* [STATED GOAL] Write out all lines holding the word "table".

[START OF MATERIAL PROVIDED]

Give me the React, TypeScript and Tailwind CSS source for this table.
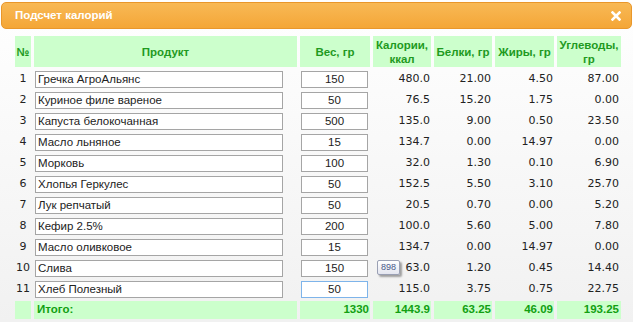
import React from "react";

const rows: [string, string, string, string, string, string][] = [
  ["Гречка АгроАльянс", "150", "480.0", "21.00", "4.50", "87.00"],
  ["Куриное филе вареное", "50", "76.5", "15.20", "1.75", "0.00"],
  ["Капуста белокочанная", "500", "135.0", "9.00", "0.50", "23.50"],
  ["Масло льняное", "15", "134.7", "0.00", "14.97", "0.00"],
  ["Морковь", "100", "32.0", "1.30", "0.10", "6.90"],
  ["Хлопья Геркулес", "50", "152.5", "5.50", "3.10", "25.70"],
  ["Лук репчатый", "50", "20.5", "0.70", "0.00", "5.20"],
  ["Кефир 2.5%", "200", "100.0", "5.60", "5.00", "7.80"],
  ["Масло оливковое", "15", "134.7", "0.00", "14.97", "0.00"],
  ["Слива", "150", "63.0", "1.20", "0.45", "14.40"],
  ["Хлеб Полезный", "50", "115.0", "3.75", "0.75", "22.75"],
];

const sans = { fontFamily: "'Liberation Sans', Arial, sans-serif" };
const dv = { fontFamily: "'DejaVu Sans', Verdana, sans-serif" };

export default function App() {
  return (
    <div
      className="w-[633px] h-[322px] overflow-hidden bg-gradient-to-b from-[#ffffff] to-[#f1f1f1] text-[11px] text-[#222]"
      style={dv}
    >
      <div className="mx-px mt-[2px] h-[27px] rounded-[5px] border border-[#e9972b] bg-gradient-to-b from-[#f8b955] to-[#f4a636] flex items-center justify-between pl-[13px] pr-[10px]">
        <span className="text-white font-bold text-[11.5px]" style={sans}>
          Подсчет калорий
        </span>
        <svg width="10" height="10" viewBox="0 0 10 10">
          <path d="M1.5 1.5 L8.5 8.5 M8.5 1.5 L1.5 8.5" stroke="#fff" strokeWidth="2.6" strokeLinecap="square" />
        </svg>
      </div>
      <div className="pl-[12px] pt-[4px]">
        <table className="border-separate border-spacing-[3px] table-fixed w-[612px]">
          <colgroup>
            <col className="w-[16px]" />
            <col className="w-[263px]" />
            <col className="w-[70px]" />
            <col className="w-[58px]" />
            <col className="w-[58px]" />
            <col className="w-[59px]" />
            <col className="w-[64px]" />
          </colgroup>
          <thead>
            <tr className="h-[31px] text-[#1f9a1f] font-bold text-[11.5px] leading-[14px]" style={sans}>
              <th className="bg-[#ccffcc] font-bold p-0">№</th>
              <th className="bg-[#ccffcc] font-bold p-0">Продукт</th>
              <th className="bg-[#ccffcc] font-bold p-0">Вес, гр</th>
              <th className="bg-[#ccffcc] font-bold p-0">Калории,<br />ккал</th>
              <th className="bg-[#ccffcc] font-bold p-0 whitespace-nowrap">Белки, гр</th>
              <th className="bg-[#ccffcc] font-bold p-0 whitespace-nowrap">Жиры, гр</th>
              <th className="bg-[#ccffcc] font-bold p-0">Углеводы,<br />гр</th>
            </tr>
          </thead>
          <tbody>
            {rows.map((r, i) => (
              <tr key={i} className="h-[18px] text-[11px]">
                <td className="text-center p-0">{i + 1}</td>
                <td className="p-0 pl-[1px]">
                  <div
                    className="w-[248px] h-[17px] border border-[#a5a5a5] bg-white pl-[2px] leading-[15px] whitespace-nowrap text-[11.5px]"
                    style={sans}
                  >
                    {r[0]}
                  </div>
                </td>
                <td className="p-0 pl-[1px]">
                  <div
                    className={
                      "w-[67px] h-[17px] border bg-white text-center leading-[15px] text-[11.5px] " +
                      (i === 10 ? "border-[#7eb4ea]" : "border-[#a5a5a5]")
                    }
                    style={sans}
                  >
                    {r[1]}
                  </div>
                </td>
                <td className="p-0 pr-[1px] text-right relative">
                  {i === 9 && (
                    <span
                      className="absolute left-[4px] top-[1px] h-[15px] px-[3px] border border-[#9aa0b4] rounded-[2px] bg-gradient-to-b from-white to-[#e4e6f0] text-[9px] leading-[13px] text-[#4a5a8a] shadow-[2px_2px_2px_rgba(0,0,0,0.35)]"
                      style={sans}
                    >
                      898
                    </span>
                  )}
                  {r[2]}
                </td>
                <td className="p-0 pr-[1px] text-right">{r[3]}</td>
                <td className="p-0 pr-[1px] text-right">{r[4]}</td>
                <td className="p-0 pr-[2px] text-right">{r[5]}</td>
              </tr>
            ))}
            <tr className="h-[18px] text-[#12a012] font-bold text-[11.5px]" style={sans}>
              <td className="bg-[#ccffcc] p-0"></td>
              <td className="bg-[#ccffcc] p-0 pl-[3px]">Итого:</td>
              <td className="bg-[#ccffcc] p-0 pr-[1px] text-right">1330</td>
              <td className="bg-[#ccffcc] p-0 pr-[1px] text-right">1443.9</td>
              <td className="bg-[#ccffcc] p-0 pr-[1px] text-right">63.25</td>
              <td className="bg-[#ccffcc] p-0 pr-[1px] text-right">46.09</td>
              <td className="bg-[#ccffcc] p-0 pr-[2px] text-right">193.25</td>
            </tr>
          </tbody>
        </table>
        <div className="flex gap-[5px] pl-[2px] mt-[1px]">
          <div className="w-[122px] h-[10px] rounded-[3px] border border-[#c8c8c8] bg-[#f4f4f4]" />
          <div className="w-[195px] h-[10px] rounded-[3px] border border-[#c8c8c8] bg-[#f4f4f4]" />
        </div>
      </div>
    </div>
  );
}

[END OF MATERIAL PROVIDED]

* [WRITTEN RESPONSE]
Give me the React, TypeScript and Tailwind CSS source for this table.
        <table className="border-separate border-spacing-[3px] table-fixed w-[612px]">
        </table>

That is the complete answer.